19,4% de la population africaine est catholique
Même si la concurrence des Églises évangéliques et pentecôtistes s’intensifie, le nombre de catholiques africains continue d’augmenter, avec, selon le Vatican, quelque 222 millions de baptisés recensés sur le continent en 2015.
Les catholiques représentent désormais 19,4 % de la population africaine?: c’est 1,6 point de plus qu’en 2010, même s’il peut y avoir des doubles appartenances confessionnelles. Quant au nombre de prêtres diocésains sur le continent, il a bondi de 20 % entre 2010 et 2015, avec 30?538 membres du clergé ordonnés à cette date.
Mais l’Église catholique et ses évêques en Afrique – qui sont les premiers maîtres à bord dans leur diocèse – font face ces derniers mois à plusieurs scandales de gouvernance. Fin mars, un reportage pour l’émission télévisée Cash Investigation de France 2 révélait l’omerta qui existe sur les questions de pédophilie, et un système quasi institutionnalisé de mutation de prêtres occidentaux accusés de tels crimes, avec des exemples au Cameroun et en Guinée.
Fin mai, peu après que le pape François a nommé cardinal l’archevêque de Bamako, Jean Zerbo, le nom de ce dernier est apparu dans la presse comme titulaire de comptes suisses totalisant en 2007 quelque 12 millions d’euros, une somme qui suscite l’interrogation des fidèles locaux vivant chichement.

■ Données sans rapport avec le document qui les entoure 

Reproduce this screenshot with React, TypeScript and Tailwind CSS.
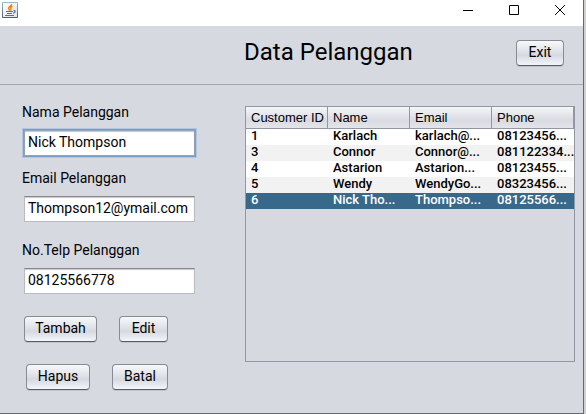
import { useState } from "react";

const columns = ["Customer ID", "Name", "Email", "Phone"];

const customers = [
  ["1", "Karlach", "karlach@...", "08123456..."],
  ["3", "Connor", "Connor@...", "081122334..."],
  ["4", "Astarion", "Astarion...", "08123455..."],
  ["5", "Wendy", "WendyGo...", "08323456..."],
  ["6", "Nick Tho...", "Thompso...", "08125566..."],
];

function JavaIcon() {
  return (
    <svg width="16" height="16" viewBox="0 0 16 16" aria-hidden="true">
      <defs>
        <linearGradient id="frame" x1="0" y1="0" x2="0" y2="1">
          <stop offset="0" stopColor="#9db9cc" />
          <stop offset="1" stopColor="#3f5f78" />
        </linearGradient>
        <linearGradient id="face" x1="0" y1="0" x2="1" y2="1">
          <stop offset="0" stopColor="#ffffff" />
          <stop offset="1" stopColor="#dfe4e8" />
        </linearGradient>
      </defs>
      <rect width="16" height="16" rx="1" fill="url(#frame)" />
      <rect x="1" y="1" width="14" height="14" fill="url(#face)" />
      <path d="M9.500 2c.6 1.700-3 2.600-3 4.200 0 1 1 1.500 1.500 2.500M10.500 4.200c-1.500.7-2.300 1.500-1.700 2.400.4.700.1 1.400-.4 1.900" fill="none" stroke="#ee8324" strokeWidth="1.500" />
      <path d="M4 9.500h7M5 11.500h5M11.500 8.500c2.400-.3 2.200 2.200-.4 2.600M3 13.500h9" fill="none" stroke="#4f7390" strokeWidth="1.200" />
    </svg>
  );
}

function PushButton({ label, className }: { label: string; className: string }) {
  return (
    <button
      type="button"
      className={`h-[26px] rounded border border-[#888b93] border-b-[#595b61] bg-linear-to-b from-[#f8f9fb] via-[#d6d9e0] via-60% to-[#f2f5fa] pb-0.5 text-center text-sm leading-5 shadow-[0_1px_0_#bfc2ca] ${className}`}
    >
      {label}
    </button>
  );
}

function Field({
  id,
  label,
  initial,
  focused,
}: {
  id: string;
  label: string;
  initial: string;
  focused?: boolean;
}) {
  const [value, setValue] = useState(initial);
  return (
    <div className="flex flex-col gap-2">
      <label htmlFor={id} className="-ml-0.5 text-sm leading-5">
        {label}
      </label>
      <input
        id={id}
        value={value}
        onChange={(e) => setValue(e.target.value)}
        className={`h-[26px] w-full border bg-white px-[3px] pb-0.5 text-sm leading-5 outline-none ${
          focused
            ? "border-[#8fa3ba] shadow-[inset_0_1px_1px_#c8c8c8,0_0_0_1px_#76a0cd,0_0_0_2px_#b3c6dd]"
            : "border-[#b9bbc0] border-t-[#86888e] shadow-[inset_0_1px_1px_#c8c8c8]"
        }`}
      />
    </div>
  );
}

export default function App() {
  return (
    <div className="flex h-screen bg-[#d2d1cf] pr-0.5 font-['Roboto','Liberation_Sans',sans-serif] text-black">
      <div className="flex min-w-0 flex-1 flex-col border-r border-b border-[#68696e] bg-[#d6d9e0]">
        <div className="flex h-[26px] shrink-0 items-start justify-between bg-white pt-0.5 pl-0.5">
          <JavaIcon />
          <div className="flex">
            {[
              ["Minimize", "M0 5.500h10"],
              ["Maximize", "M.5.500h9v9h-9z"],
              ["Close", "M0 0l10 10M10 0L0 10"],
            ].map(([name, path]) => (
              <button
                key={name}
                type="button"
                aria-label={name}
                className="flex h-4 w-[46px] items-center justify-center"
              >
                <svg width="10" height="10" viewBox="0 0 10 10" fill="none" stroke="#000" aria-hidden="true">
                  <path d={path} />
                </svg>
              </button>
            ))}
          </div>
        </div>

        <header className="flex h-[59px] shrink-0 items-center border-b border-[#a5a8b0] pr-[19px] pb-1 pl-[244px]">
          <h1 className="flex-1 pb-0.5 text-2xl leading-8 whitespace-nowrap">Data Pelanggan</h1>
          <PushButton label="Exit" className="w-12" />
        </header>

        <main className="flex min-h-0 flex-1 gap-[50px] pr-2 pb-[51px] pl-6">
          <form className="w-[171px] shrink-0 pt-[17px]">
            <div className="flex flex-col gap-3">
              <Field id="name" label="Nama Pelanggan" initial="Nick Thompson" focused />
              <Field id="email" label="Email Pelanggan" initial="Thompson12@ymail.com" />
            </div>
            <div className="pt-[18px]">
              <Field id="phone" label="No.Telp Pelanggan" initial="08125566778" />
            </div>
            <div className="flex gap-[22px] pt-[22px]">
              <PushButton label="Tambah" className="w-[73px]" />
              <PushButton label="Edit" className="w-[49px]" />
            </div>
            <div className="flex gap-[22px] pt-[22px] pl-0.5">
              <PushButton label="Hapus" className="w-16" />
              <PushButton label="Batal" className="w-14" />
            </div>
          </form>

          <section className="mt-[21px] min-w-0 flex-1 border border-[#9297a1]">
            <table className="w-full table-fixed border-separate border-spacing-0 text-left">
              <thead>
                <tr className="bg-linear-to-b from-[#f5f6f8] via-[#d8dbe1] via-60% to-[#e4e6eb]">
                  {columns.map((c) => (
                    <th
                      key={c}
                      className="h-[22px] border-r border-b border-[#9297a1] p-0 pl-[5px] font-['Liberation_Sans',sans-serif] text-[13px] leading-5 font-normal whitespace-nowrap"
                    >
                      {c}
                    </th>
                  ))}
                </tr>
              </thead>
              <tbody>
                {customers.map((row) => (
                  <tr
                    key={row[0]}
                    className="bg-white even:bg-[#f2f2f2] last:bg-[#39698a] last:text-white"
                  >
                    {row.map((cell, i) => (
                      <td key={i} className="h-4 p-0 pl-[5px] align-top text-[13px] leading-[14px] font-medium whitespace-nowrap">
                        {cell}
                      </td>
                    ))}
                  </tr>
                ))}
              </tbody>
            </table>
          </section>
        </main>
      </div>
    </div>
  );
}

Le 8 juin, le pape François a reçu sévèrement une délégation nigériane du diocèse d’Ahiara, dont les prêtres refusent depuis cinq ans leur évêque nommé par Rome, au motif qu’il est originaire d’une autre communauté tribale du Nigeria.
Un silence plus tenable
Enfin, au Cameroun, les spéculations vont bon train depuis le décès inexpliqué de Mgr Jean-Marie Benoît Bala, l’évêque de Bafia, dont le corps a été retrouvé le 2 juin dans une rivière, trois jours après sa disparition. Une mort qui vient s’ajouter à une liste déjà longue de prêtres et évêques assassinés dans le pays.
Cultivant la discrétion depuis toujours, surtout sur les sujets sensibles, l’Église catholique ne peut plus se permettre de mettre sous le boisseau les affaires d’argent et de mœurs de son clergé, ni les tensions intercommunautaires qui l’habitent parfois.
Les fidèles n’hésitent plus à dénoncer certains prêtres
« À l’heure où les réseaux sociaux ont pris leur envol sur le continent, les fidèles choqués n’hésitent plus à dénoncer ad nominem certains prêtres qui, d’un côté, professent une morale catholique conservatrice – les prélats africains sont souvent les plus rigides dans les instances du Vatican –, mais qui ne la mettent pas en pratique eux-mêmes », observe Odon Vallet, auteur de plusieurs ouvrages religieux et dont la fondation éponyme est active notamment au Bénin.
Même si les responsables catholiques, rappelant leurs deux mille ans d’histoire, répètent souvent que « le temps de Dieu n’est pas celui des hommes », il y a urgence pour les évêques du continent, appuyés par Rome, à faire œuvre de transparence. Sinon, comme le fait remarquer le jésuite camerounais Ludovic Lado, « les contre-témoignages de certains mettront un voile dommageable sur tous les services que l’Église rend à l’humanité souffrante en Afrique ».